Berliner musikalische Zeitung

(Berlin, 1833)

Prepared by Ole Hass
Online only (2014)

The Berliner musikalische Zeitung (BZE) appeared twice weekly from 2 January to 28 December 1833. All 103 issues are four pages in length, except for the six-page issue, no. 19. According to the editor’s introduction, the journal was meant to serve the eager dilettante as well as the performing musician. It was also hoped that the journal would fill the void left by the demise of Adolf Bernhard Marx’s Berliner allgemeine musikalische Zeitung (1824-1830). However, despite this object, BZE ceased after one year owing to lack of interest.

The journal’s editor, Christian Friedrich Johann Girschner (1794-1860) was trained in his father’s military band. In 1820, he took over the much-discussed pedagogue Logier’s music school in Berlin, but had to abandon the project after two years.

Each issue is divided into four sections: I. Freie Aufsätze [Free essays], II. Recensionen [Reviews of printed music and books], III. Berichte [Performance reviews], and IV. Allerlei [Miscellaneous].The numbering of the four sections is upheld even when some of the sections are omitted in particular issues, causing some issues to start, for example, with II. Recensionen.

The essays include several by Girschner on opera and on the brass instrument ophicléide; Karl Dielitz on selecting and setting poetry to music; Parson Lorenz Kraussold in his widely-read “Versuch einer Construction der Geschichte der Musik” [Essay to construct a history of music]; baritone Gustav Nauenburg on the practical necessity of rules in art and on the history and current state of aesthetics in music; August Kahlert on song composition and on the history of the symphony; Max von der Distel with recommendations on how to foster concert series in smaller cities and towns; and H. Schmitt on the musical language code developed by François Sudre. There are also unsigned essays on musical life at the Paris Italian Opera (which reopened in 1833 after extensive renovations), a Russian brass orchestra, the tenor Franz Wild, letters from C. M. v. Weber to Gottfried Weber, editor of Cäcilia, as well as biographical sketches on Gottfried Weber, the baritone Antonio Tamburini, and the composers Conradin Kreutzer, Heinrich Marschner and Bernhard Klein.

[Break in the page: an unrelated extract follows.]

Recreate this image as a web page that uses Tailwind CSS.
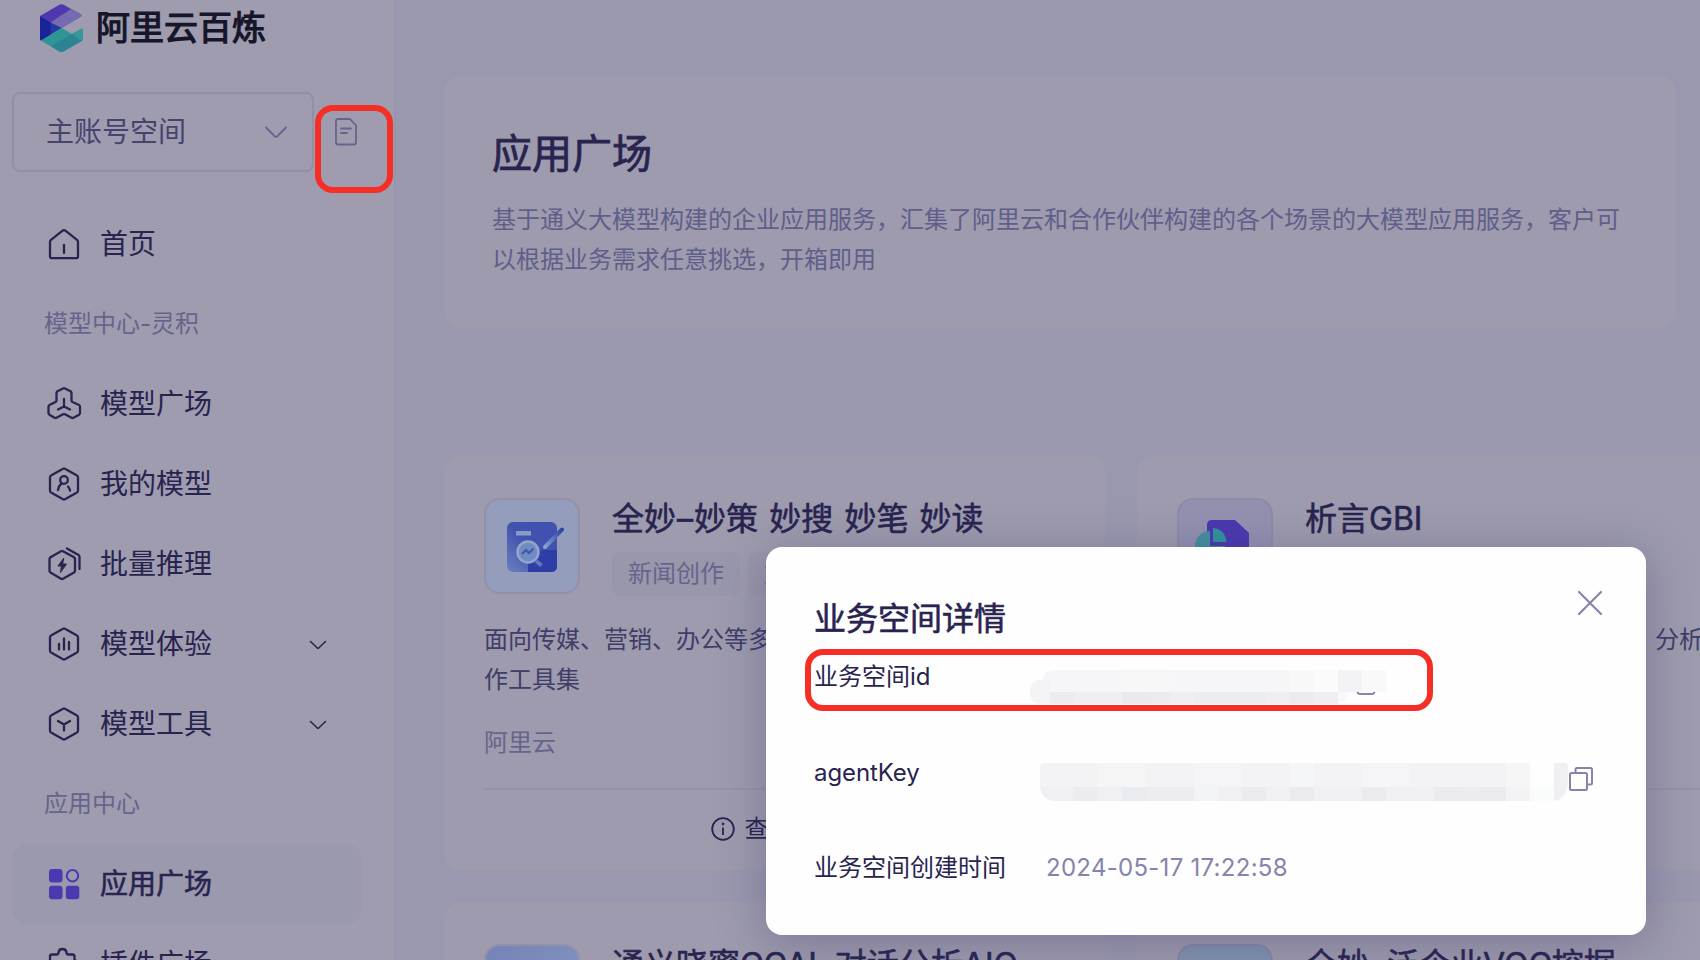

The reviews of publications deal with sheet music for the dilettante, various methods for voice, the pianoforte and the violin and introductions to the study of music theory. Reports from Berlin dominate the performance reviews: the Royal Opera as well as the private Königsstädter Theater (both present operas by Auber, Meyerbeer, Marschner, Rossini, Donizetti and Bellini); oratorios at the Singakademie; and on the string quartet and symphony soirées of Karl Möser. The Berlin trombone player Friedrich Belcke writes about a concert tour of cholera-stricken northern Germany and Copenhagen with his brother, the flutist Christian Gottlieb. Recurrent reports from the Vienna Court Opera and the Theater in der Josephstadt are occasionally written by Friedrich August Kanne, the former editor of the Viennese Allgemeine musikalische Zeitung, mit besonderer Rücksicht auf den österreichischen Kaiserstaat (1817-1824). About a dozen other localities are treated sporadically, most frequently Weimar and Paris. Unusual is a detailed plot summary and review in six installments of Marschner’s Hans Heiling, on the occasion of its performances in Berlin.